Be careful, you're blurring the lines between "do good" and "do well".

There's nothing inherently "not good" with switching jobs, no. There's also nothing inherently "good" with switching jobs, either. It's at best a neutral action. However, given what he said he wanted to do, the argument is that he didn't do any of that, and just took the next job that came along. That the company he took the job with doesn't have the most ethically or morally clean reputation doesn't help the situation.

I wonder how many execs the investors will let Kalanick burn through before they go after him. It seems like they could solve a lot of their image problems by deposing him. Just look how easily the public was deceived with Uber vs Lyft in the JFK immigration ban strike. He must be quite adept at managing them.

> I wonder how many execs the investors will let Kalanick burn through before they go after him.

An interesting point. What value does he add by remaining? It's a serious question; what are his strengths and weaknesses as a CEO?

A major part of the CEO's job is to be the public face, to maintain the business' reputation, and to handle crises. The results don't look good right now in terms of those requirements, but of course it's also not accurate to rely on a snapshot taken at someone's worst moment.

Also, we all know that many founders don't make good CEOs of large organizations. Those are different skill sets.


Uber's valuation is contingent on it becoming a monopoly or something close to it. That isn't going to happen w/o a pitbull CEO. Travis knows the business better than anyone else @ this point. A threshold of bad PR that is counter to said goal would have to be met, and I don't think this is it.

"In this City, you are innocent until you are investigated."

- Syriana


The inquisition is back and you too could be a heretic soon.

> “As I entered the fifteenth year of working at Google, I've been asking myself the question, ‘What would you want to do for the next fifteen?’

Given that he joined Uber on January 20th [0], he's out in 5 weeks total.

His interest in running his own philanthropic foundation also didn't last much more than a year [0].

Sounds like he needs to rethink what he's going to do for the next 15 years.

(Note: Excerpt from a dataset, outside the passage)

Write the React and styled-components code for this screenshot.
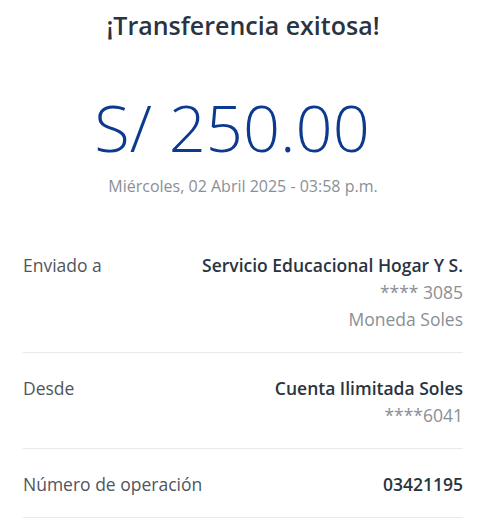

[0] Uber Hires Former Google Search Chief Amit Singhal as SVP of Engineering https://news.ycombinator.com/item?id=13445597


Wow, I think a lot of people learn from their successes and mistakes in previous jobs and bring that knowledge into their next job.

It does not seem appropriate to fire someone who hasn't acted badly in his current job. The opportunity for finding out about his past was before he was offered the position.


His reason for leaving Google (a "credible" sexual harassment allegation) is a liability for Uber. If he had disclosed it before he was offered the position, he likely would not have been offered it.

It seems completely appropriate for a company to take steps to limit their liabilities.


Based on what is being written about Uber's culture it's not obvious he wouldn't have been offered job if this had been known. Now it's clearly a liability.

Uh, a credible allegation according to whom? If there had been disciplinary action or termination I think he perhaps ought to have disclosed it, but this seems like opportunism and scapegoating.

The more we learn about Uber's culture I think the inescapable conclusion is that it might very much benefit from a different CEO.


Scapegoating.

How did he go from rewriting Google's search algorithm to managing an entire engineering workforce at Uber? That seems like a crazy shift from maker to manager.

$$$$$$$$$$$$$$$$$

I'm pretty sure he was a manager of a lot of people at search when he left.